Camminare assieme al gruppo whatsalp – contributo di Elisa Agosti

Camminare assieme al gruppo whatsalp é stata una scoperta. La scoperta di un
modo nuovo di viaggiare, per quanto esso sia il più antico di tutti. Un modo
alternativo, per quanto sia quello che la gente usava una volta per spostarsi da un
luogo all’altro, quando la mobilità era una necessità economica, ma avveniva in
condizioni difficili.
È incredibile quanta strada si possa fare a piedi, camminando un’intera giornata.
Nell’era dell’alta velocità, in cui niente é abbastanza veloce e in cui non c’é un
minuto da perdere, misurare la distanza del viaggio in ore di camminata è quasi
buffo. Chiacchierare con il vicino è un ottimo sistema per trovare la motivazione e
continuare il viaggio. Uno alla volta i membri del gruppo passano accanto a me e
grazie ad un accordo quasi segreto si inizia a parlare. C’è il compagno di viaggio
svizzero che parla un ottimo italiano, l’insegnante di liceo che mi racconta del
destino del romancio, una lingua che sembra destinata a scomparire, e la mamma
tedsca che è appena stata in vacanza in Italia e che si lamenta un po’ dei treni
italiani. Le conversazioni interessanti fanno dimenticare che la strada è ancora
lunga, che dopo la discesa e il falsopiano ricomincia la salita, che una volta usciti dal
bosco, il sole picchierà più forte.
Il gruppo whastalp si sposta a passo deciso, può contare solo sulle sue proprie
gambe e sulla sua testa. Le gambe a tratti fanno un po’ un male, ed è allora che la
testa pensa ancora più intensamente: immagazzina immagini, ordina al corpo di
fermarsi per scattare una foto, sceglie attentamente dove appoggiare il piede. La
testa osserva al paesaggio, alla ricerca di cambiamenti. L’erba é tagliata, il fieno al
sicuro nella stalla, le mucche soddisfatte della giornata. Tutto più o meno come una
volta. Molte cose però sono cambiate nelle Alpi. Ce ne accorgiamo l’ultimo giorno,
dopo essere scesi dai 2 000 metri della prima tappa e dopo aver attraversato la
vallata. In lontanza il verde dei prati si confonde con l’azzurro del cielo e con il blu
dell’acqua di un lago. Bellissimo, peccato per la diga che si staglia qualche metro
sopra il livello delle sue acque. Continuiamo la marcia ed il rumore delle auto diventa
sempre più forte. Sono i turisti, che si dirigono veloci verso il San Bernardino. Sopra
di loro, il profilo di una seggiovia, in attesa di neve e sciatori che forse non verranno
nemmeno quest’anno.
Durante questa camminata nelle Alpi svizzere, costeggiando a tratti il confine italiano
ho pensato ai limiti che ci poniamo e a quelli che cerchiamo di superare. L’altra
faccia della stessa medaglia. Ho pensato che è da pazzi camminare da Vienna a
Nizza, con ogni clima, con il vento e con la pioggia, con le ginocchia e i piedi che
fanno male. Ho pensato ai limiti che non ci poniamo e che forse dovremmo porci.

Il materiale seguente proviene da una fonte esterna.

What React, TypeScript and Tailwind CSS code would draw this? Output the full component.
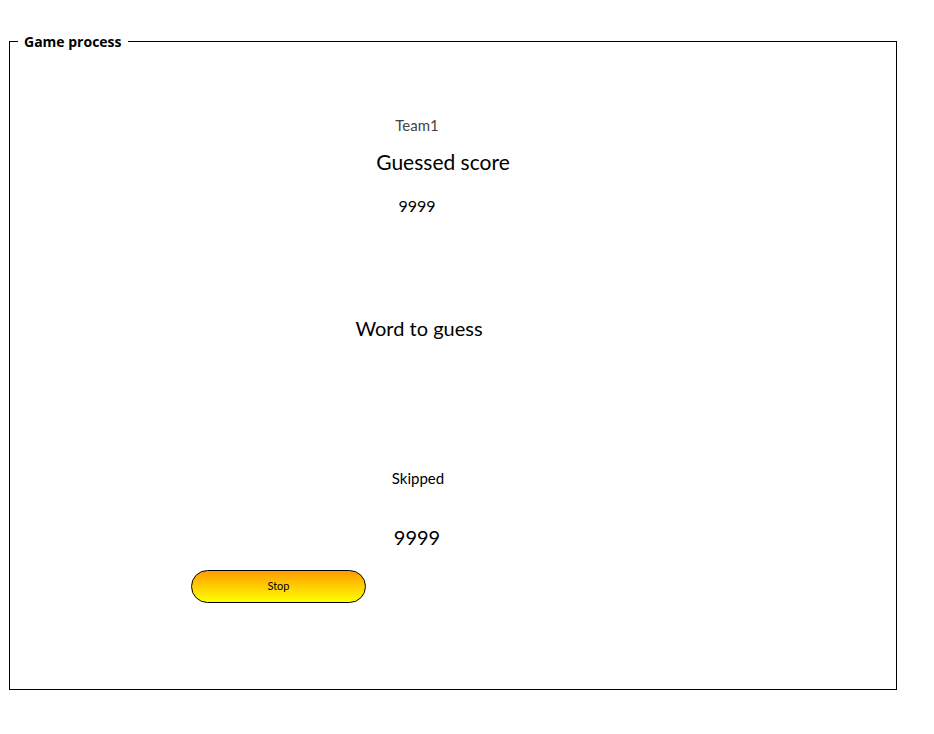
export default function App() {
  return (
    <div className="w-[934px] h-[734px] bg-white pt-[33px]" style={{ fontFamily: "Lato, 'Noto Sans', sans-serif" }}>
      <fieldset className="ml-[9px] w-[888px] h-[657px] border border-black">
        <legend className="ml-[8px] px-[6px] text-[14px] font-bold text-black leading-[17px]" style={{ fontFamily: "'Open Sans', 'Noto Sans', sans-serif" }}>
          Game process
        </legend>
        <div className="flex flex-col w-[814px] items-center">
          <div className="mt-[66px] text-[15px] leading-[18px] text-[#444]">Team1</div>
          <div className="mt-[16px] ml-[52px] text-[21px] leading-[24px] text-black">Guessed score</div>
          <div className="mt-[22px] text-[16px] leading-[20px] text-black">9999</div>
          <div className="mt-[99px] ml-[4px] text-[20px] leading-[26px] text-black">Word to guess</div>
          <div className="mt-[128px] ml-[2px] text-[15px] leading-[18px] text-black">Skipped</div>
          <div className="mt-[37px] text-[20px] leading-[26px] text-black">9999</div>
        </div>
        <button className="mt-[20px] ml-[181px] w-[175px] h-[33px] rounded-full border border-black bg-gradient-to-b from-[#ff9c00] to-[#ffff00] text-[11px] text-black">
          Stop
        </button>
      </fieldset>
    </div>
  );
}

Quanti alberi abbattere, quanti palazzi edificare, quanto petrolio estarre, quante
strade e aereoporti costruire, quante auto, aeri e navi produrre. Tutto sempre più
grande, tutto sempre più veloce.
Dominik ed Harry ce la faranno a vedere il mare della Costa Azzura. Ne sono sicura.
Ma quello che hanno cercato lungo il loro viaggio di quattro mesi, non era la spiaggia
del sud della Francia, ma piuttosto qualche segnale della volontà civile e politica di
invertire la rotta, di rimettere la natura al centro, di ascoltare i suoi avvertimenti. La
volontà di mettere dei limiti allo sviluppo insostenibile.